[Pages as source code]
▬▬▬▬▬▬
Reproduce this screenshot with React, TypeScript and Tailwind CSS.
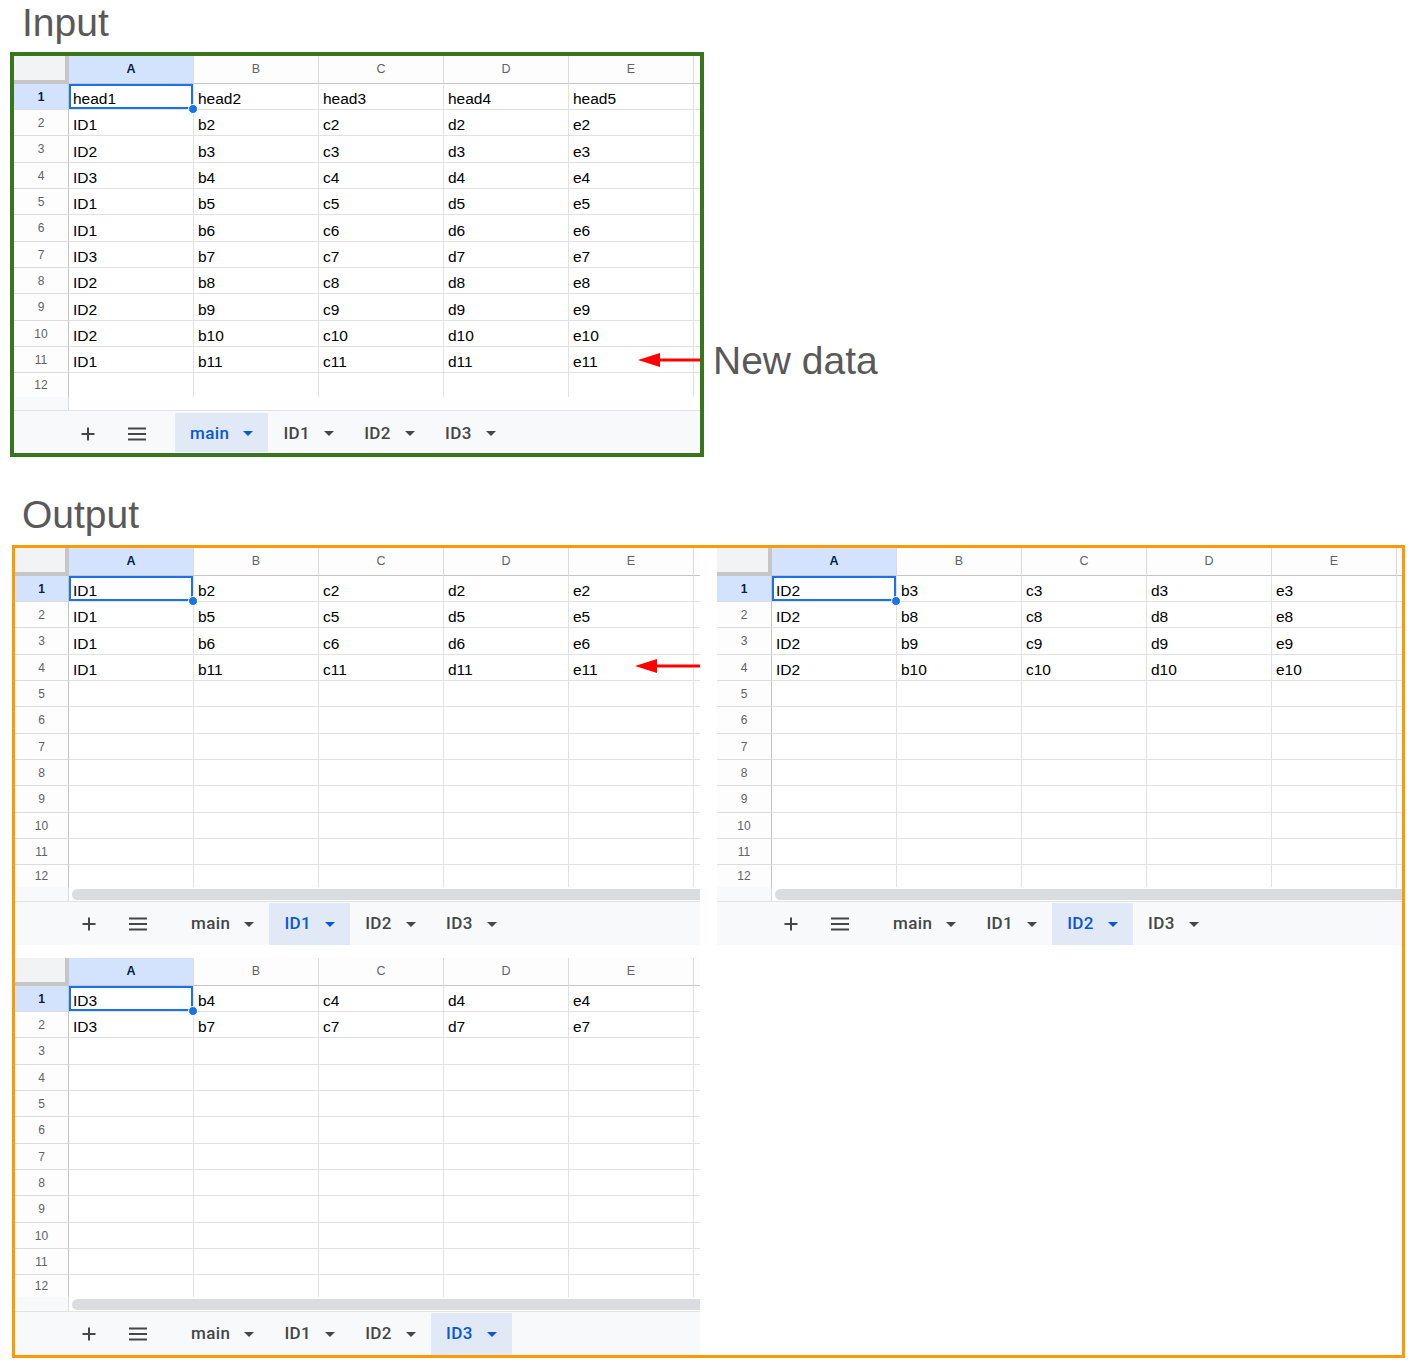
import React from 'react';

type Row = string[];

const COLS = ['A', 'B', 'C', 'D', 'E'];
const TABS = ['main', 'ID1', 'ID2', 'ID3'];
// 11 full rows, 289px total
const ROW_H = ['h-[26px]', 'h-[26px]', 'h-[27px]', 'h-[26px]', 'h-[26px]', 'h-[27px]', 'h-[26px]', 'h-[26px]', 'h-[27px]', 'h-[26px]', 'h-[26px]'];

const make = (id: string, n: number): Row => [id, `b${n}`, `c${n}`, `d${n}`, `e${n}`];

const inputRows: Row[] = [
  ['head1', 'head2', 'head3', 'head4', 'head5'],
  make('ID1', 2),
  make('ID2', 3),
  make('ID3', 4),
  make('ID1', 5),
  make('ID1', 6),
  make('ID3', 7),
  make('ID2', 8),
  make('ID2', 9),
  make('ID2', 10),
  make('ID1', 11),
];

const id1Rows: Row[] = [make('ID1', 2), make('ID1', 5), make('ID1', 6), make('ID1', 11)];
const id2Rows: Row[] = [make('ID2', 3), make('ID2', 8), make('ID2', 9), make('ID2', 10)];
const id3Rows: Row[] = [make('ID3', 4), make('ID3', 7)];

const PlusIcon = () => (
  <svg width="24" height="24" viewBox="0 0 24 24" className="shrink-0">
    <path d="M5.5 12h13M12 5.5v13" stroke="#444746" strokeWidth="2" />
  </svg>
);

const MenuIcon = () => (
  <svg width="24" height="24" viewBox="0 0 24 24" className="shrink-0">
    <path d="M3 6.5h18M3 12h18M3 17.5h18" stroke="#444746" strokeWidth="1.8" />
  </svg>
);

const Caret = () => (
  <svg width="10" height="5" viewBox="0 0 10 5" className="shrink-0">
    <polygon points="0,0 10,0 5,5" fill="currentColor" />
  </svg>
);

const RedArrow: React.FC<{ className: string; width: number }> = ({ className, width }) => (
  <svg width={width} height="16" viewBox={`0 0 ${width} 16`} className={className}>
    <line x1="18" y1="8" x2={width} y2="8" stroke="#ff0000" strokeWidth="3" />
    <polygon points="0,8 22,1 22,15" fill="#ff0000" />
  </svg>
);

interface SheetProps {
  rows: Row[];
  active: string;
  input?: boolean;
  wideHeader?: boolean;
}

const Sheet: React.FC<SheetProps> = ({ rows, active, input = false, wideHeader = false }) => {
  const hdrW = input || wideHeader ? 'w-[55px]' : 'w-[54px]';

  return (
    <div className={`flex flex-col h-[397px] bg-white ${input ? 'w-[686px]' : 'w-[685px]'}`}>
      {/* column headers */}
      <div className="flex h-[28px] shrink-0">
        <div className={`${hdrW} shrink-0 bg-[#f1f3f4] border-r-4 border-b-4 border-[#c4c7c5]`} />
        {COLS.map((c) => (
          <div
            key={c}
            className={`w-[125px] shrink-0 flex items-center justify-center border-r border-r-[#dadce0] border-b border-b-[#c4c7c5] text-[12.5px] ${
              c === 'A' ? 'bg-[#d3e3fd] font-bold text-[#041e49]' : 'bg-[#fdfdfd] text-[#5f6368]'
            }`}
          >
            {c}
          </div>
        ))}
        <div className="flex-1 bg-[#fdfdfd] border-b border-[#c4c7c5]" />
      </div>

      {/* rows 1-11 */}
      {ROW_H.map((h, i) => (
        <div key={i} className={`flex ${h} shrink-0`}>
          <div
            className={`${hdrW} shrink-0 flex items-center justify-center border-r border-r-[#c4c7c5] border-b border-b-[#dadce0] text-[12px] ${
              i === 0 ? 'bg-[#d3e3fd] font-bold text-[#041e49]' : 'bg-[#fdfdfd] text-[#5f6368]'
            }`}
          >
            {i + 1}
          </div>
          {COLS.map((c, j) => (
            <div
              key={c}
              className="relative w-[125px] shrink-0 flex items-end pl-[4px] pb-[1px] border-r border-b border-[#e2e2e2] text-[15.5px] leading-[18px] text-black whitespace-nowrap"
            >
              {rows[i] ? rows[i][j] : ''}
              {i === 0 && j === 0 && (
                <>
                  <div className="absolute inset-0 border-2 border-[#1a73e8] z-10" />
                  <div className="absolute right-[-5px] bottom-[-5px] w-[10px] h-[10px] rounded-full bg-[#1a73e8] border border-white z-20" />
                </>
              )}
            </div>
          ))}
          <div className="flex-1 border-b border-[#e2e2e2]" />
        </div>
      ))}

      {/* row 12, cut off */}
      <div className={`flex shrink-0 ${input ? 'h-[24px]' : 'h-[22px]'}`}>
        <div className={`${hdrW} shrink-0 flex items-center justify-center border-r border-[#c4c7c5] bg-[#fdfdfd] text-[12px] text-[#5f6368]`}>
          12
        </div>
        {COLS.map((c) => (
          <div key={c} className="w-[125px] shrink-0 border-r border-[#e2e2e2]" />
        ))}
        <div className="flex-1" />
      </div>

      {/* scrollbar strip */}
      <div className={`flex shrink-0 ${input ? 'h-[13px]' : 'h-[14px]'}`}>
        <div className={`${hdrW} shrink-0 bg-[#f8f9fa] border-r border-[#dadce0]`} />
        <div className="flex-1 flex items-center pl-[3px] bg-white">
          {!input && <div className="h-[11px] w-full rounded-l-full bg-[#dadce0]" />}
        </div>
      </div>

      {/* tab bar */}
      <div
        className={`flex items-center shrink-0 bg-[#f8f9fa] border-t border-[#e1e3e1] pl-[62px] text-[#444746] font-['Roboto',sans-serif] ${
          input ? 'h-[43px] pt-[3px]' : 'h-[44px] pt-[1px]'
        }`}
      >
        <PlusIcon />
        <div className="ml-[25px]">
          <MenuIcon />
        </div>
        <div className={`flex h-full ml-[26px] ${input ? '-mt-[3px]' : '-mt-[1px]'}`}>
          {TABS.map((t) => (
            <div
              key={t}
              className={`flex items-center gap-[14px] px-[15px] h-full text-[17px] font-medium tracking-[0.4px] ${
                input ? 'pt-[3px]' : 'pt-[1px]'
              } ${t === active ? 'bg-[#e1e9f7] text-[#0b57d0]' : 'text-[#444746]'}`}
            >
              <span>{t}</span>
              <Caret />
            </div>
          ))}
        </div>
      </div>
    </div>
  );
};

const App: React.FC = () => {
  return (
    <div className="relative w-[1412px] h-[1362px] bg-white overflow-hidden font-['Liberation_Sans',Arial,sans-serif]">
      <div className="h-[52px] pl-[22px] text-[39px] leading-[45px] text-[#595959]">Input</div>

      <div className="flex items-start">
        <div className="relative ml-[10px] border-4 border-[#38761d]">
          <Sheet rows={inputRows} active="main" input />
          <RedArrow className="absolute left-[624px] top-[296px] z-30" width={62} />
        </div>
        <div className="ml-[9px] mt-[286px] text-[39px] leading-[45px] text-[#595959] whitespace-nowrap">New data</div>
      </div>

      <div className="mt-[35px] h-[53px] pl-[22px] text-[39px] leading-[45px] text-[#595959]">Output</div>

      <div className="relative ml-[12px] w-fit border-[3px] border-[#ff9900]">
        <div className="flex gap-[17px]">
          <Sheet rows={id1Rows} active="ID1" />
          <Sheet rows={id2Rows} active="ID2" wideHeader />
        </div>
        <div className="mt-[13px]">
          <Sheet rows={id3Rows} active="ID3" />
        </div>
        <RedArrow className="absolute left-[620px] top-[110px] z-30" width={65} />
      </div>
    </div>
  );
};

export default App;
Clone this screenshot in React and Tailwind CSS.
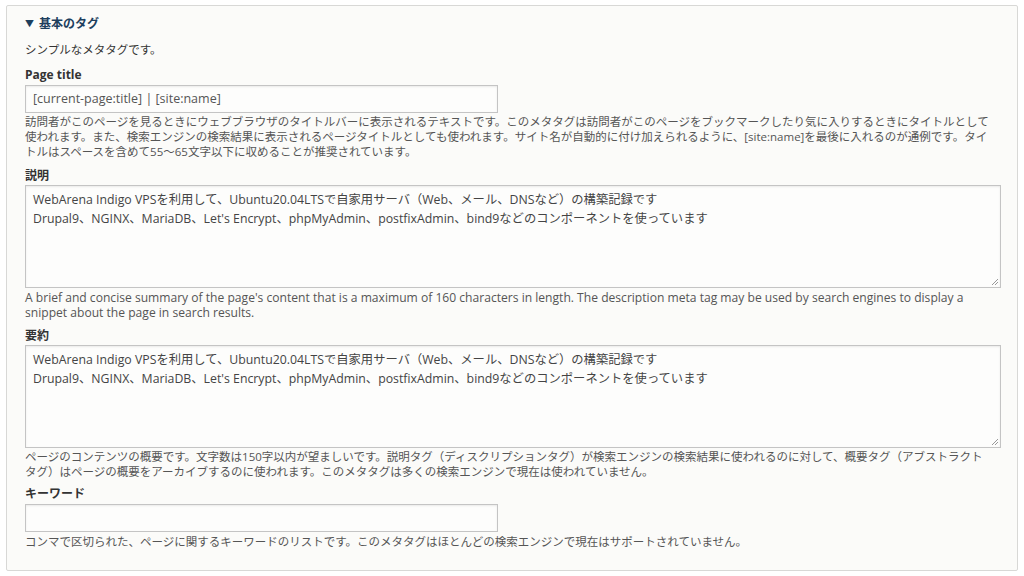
import React from "react";

const font = { fontFamily: '"Open Sans", "Noto Sans CJK JP", sans-serif' };

const descText = [
  "WebArena Indigo VPSを利用して、Ubuntu20.04LTSで自家用サーバ（Web、メール、DNSなど）の構築記録です",
  "Drupal9、NGINX、MariaDB、Let's Encrypt、phpMyAdmin、postfixAdmin、bind9などのコンポーネントを使っています",
];

const Label = ({ children, className = "" }) => (
  <div className={`text-[12px] leading-[16px] font-bold text-[#333] ${className}`}>{children}</div>
);

const Help = ({ lines, className = "" }) => (
  <div className={`text-[11.5px] leading-[15px] text-[#555] ${className}`}>
    {lines.map((l, i) => (
      <div key={i} className="whitespace-nowrap">{l}</div>
    ))}
  </div>
);

const TextArea = ({ lines }) => (
  <div className="relative w-[976px] h-[103px] border border-[#c4c4c4] bg-[#fdfdfc] shadow-[inset_0_1px_2px_rgba(0,0,0,0.08)] px-[7px] py-[4px] text-[12.3px] leading-[19px] text-[#444]">
    {lines.map((l, i) => (
      <div key={i} className="whitespace-nowrap">{l}</div>
    ))}
    {/* resize grip */}
    <svg className="absolute right-[1px] bottom-[1px]" width="9" height="9" viewBox="0 0 9 9">
      <path d="M8 2 L2 8 M8 5 L5 8" stroke="#999" strokeWidth="1" />
    </svg>
  </div>
);

const TextInput = ({ value }) => (
  <div className="w-[473px] h-[28px] border border-[#c4c4c4] bg-[#fdfdfc] shadow-[inset_0_1px_2px_rgba(0,0,0,0.08)] px-[7px] flex items-center text-[12.5px] text-[#555]">
    {value}
  </div>
);

export default function App() {
  return (
    <div className="w-[1024px] h-[576px] bg-white pl-[6px] pt-[5px]" style={font}>
      <div className="w-[1012px] h-[566px] border border-[#d8d8d6] rounded-[2px] bg-[#fbfbf9] px-[18px] pt-[10px]">
        {/* summary */}
        <div className="flex items-center gap-[5px] text-[12px] leading-[16px] font-bold text-[#1d3f5e]">
          <span className="text-[9px]">▼</span>
          <span>基本のタグ</span>
        </div>
        <div className="mt-[10px] text-[11.5px] leading-[16px] text-[#333]">シンプルなメタタグです。</div>

        {/* page title */}
        <Label className="mt-[9px]">Page title</Label>
        <div className="mt-[2px]">
          <TextInput value="[current-page:title] | [site:name]" />
        </div>
        <Help
          className="mt-[1px]"
          lines={[
            "訪問者がこのページを見るときにウェブブラウザのタイトルバーに表示されるテキストです。このメタタグは訪問者がこのページをブックマークしたり気に入りするときにタイトルとして",
            "使われます。また、検索エンジンの検索結果に表示されるページタイトルとしても使われます。サイト名が自動的に付け加えられるように、[site:name]を最後に入れるのが通例です。タイ",
            "トルはスペースを含めて55～65文字以下に収めることが推奨されています。",
          ]}
        />

        {/* description */}
        <Label className="mt-[9px]">説明</Label>
        <div className="mt-[1px]">
          <TextArea lines={descText} />
        </div>
        <Help
          className="mt-[2px] text-[12.1px]"
          lines={[
            "A brief and concise summary of the page's content that is a maximum of 160 characters in length. The description meta tag may be used by search engines to display a",
            "snippet about the page in search results.",
          ]}
        />

        {/* abstract */}
        <Label className="mt-[8px]">要約</Label>
        <div className="mt-[1px]">
          <TextArea lines={descText} />
        </div>
        <Help
          className="mt-[1px]"
          lines={[
            "ページのコンテンツの概要です。文字数は150字以内が望ましいです。説明タグ（ディスクリプションタグ）が検索エンジンの検索結果に使われるのに対して、概要タグ（アブストラクト",
            "タグ）はページの概要をアーカイブするのに使われます。このメタタグは多くの検索エンジンで現在は使われていません。",
          ]}
        />

        {/* keywords */}
        <Label className="mt-[7px]">キーワード</Label>
        <div className="mt-[2px]">
          <TextInput value="" />
        </div>
        <Help
          className="mt-[2px]"
          lines={["コンマで区切られた、ページに関するキーワードのリストです。このメタタグはほとんどの検索エンジンで現在はサポートされていません。"]}
        />
      </div>
    </div>
  );
}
▬▬▬▬▬▬
### PROBLEM STATEMENT
Only the lines from the top of the records through the line with "const hdrW = input" belong in the copy; write them out exactly, leaving out pictures.

### WRITTEN ANSWER
Reproduce this screenshot with React, TypeScript and Tailwind CSS.
import React from 'react';

type Row = string[];

const COLS = ['A', 'B', 'C', 'D', 'E'];
const TABS = ['main', 'ID1', 'ID2', 'ID3'];
// 11 full rows, 289px total
const ROW_H = ['h-[26px]', 'h-[26px]', 'h-[27px]', 'h-[26px]', 'h-[26px]', 'h-[27px]', 'h-[26px]', 'h-[26px]', 'h-[27px]', 'h-[26px]', 'h-[26px]'];

const make = (id: string, n: number): Row => [id, `b${n}`, `c${n}`, `d${n}`, `e${n}`];

const inputRows: Row[] = [
  ['head1', 'head2', 'head3', 'head4', 'head5'],
  make('ID1', 2),
  make('ID2', 3),
  make('ID3', 4),
  make('ID1', 5),
  make('ID1', 6),
  make('ID3', 7),
  make('ID2', 8),
  make('ID2', 9),
  make('ID2', 10),
  make('ID1', 11),
];

const id1Rows: Row[] = [make('ID1', 2), make('ID1', 5), make('ID1', 6), make('ID1', 11)];
const id2Rows: Row[] = [make('ID2', 3), make('ID2', 8), make('ID2', 9), make('ID2', 10)];
const id3Rows: Row[] = [make('ID3', 4), make('ID3', 7)];

const PlusIcon = () => (
  <svg width="24" height="24" viewBox="0 0 24 24" className="shrink-0">
    <path d="M5.5 12h13M12 5.5v13" stroke="#444746" strokeWidth="2" />
  </svg>
);

const MenuIcon = () => (
  <svg width="24" height="24" viewBox="0 0 24 24" className="shrink-0">
    <path d="M3 6.5h18M3 12h18M3 17.5h18" stroke="#444746" strokeWidth="1.8" />
  </svg>
);

const Caret = () => (
  <svg width="10" height="5" viewBox="0 0 10 5" className="shrink-0">
    <polygon points="0,0 10,0 5,5" fill="currentColor" />
  </svg>
);

const RedArrow: React.FC<{ className: string; width: number }> = ({ className, width }) => (
  <svg width={width} height="16" viewBox={`0 0 ${width} 16`} className={className}>
    <line x1="18" y1="8" x2={width} y2="8" stroke="#ff0000" strokeWidth="3" />
    <polygon points="0,8 22,1 22,15" fill="#ff0000" />
  </svg>
);

interface SheetProps {
  rows: Row[];
  active: string;
  input?: boolean;
  wideHeader?: boolean;
}

const Sheet: React.FC<SheetProps> = ({ rows, active, input = false, wideHeader = false }) => {
  const hdrW = input || wideHeader ? 'w-[55px]' : 'w-[54px]';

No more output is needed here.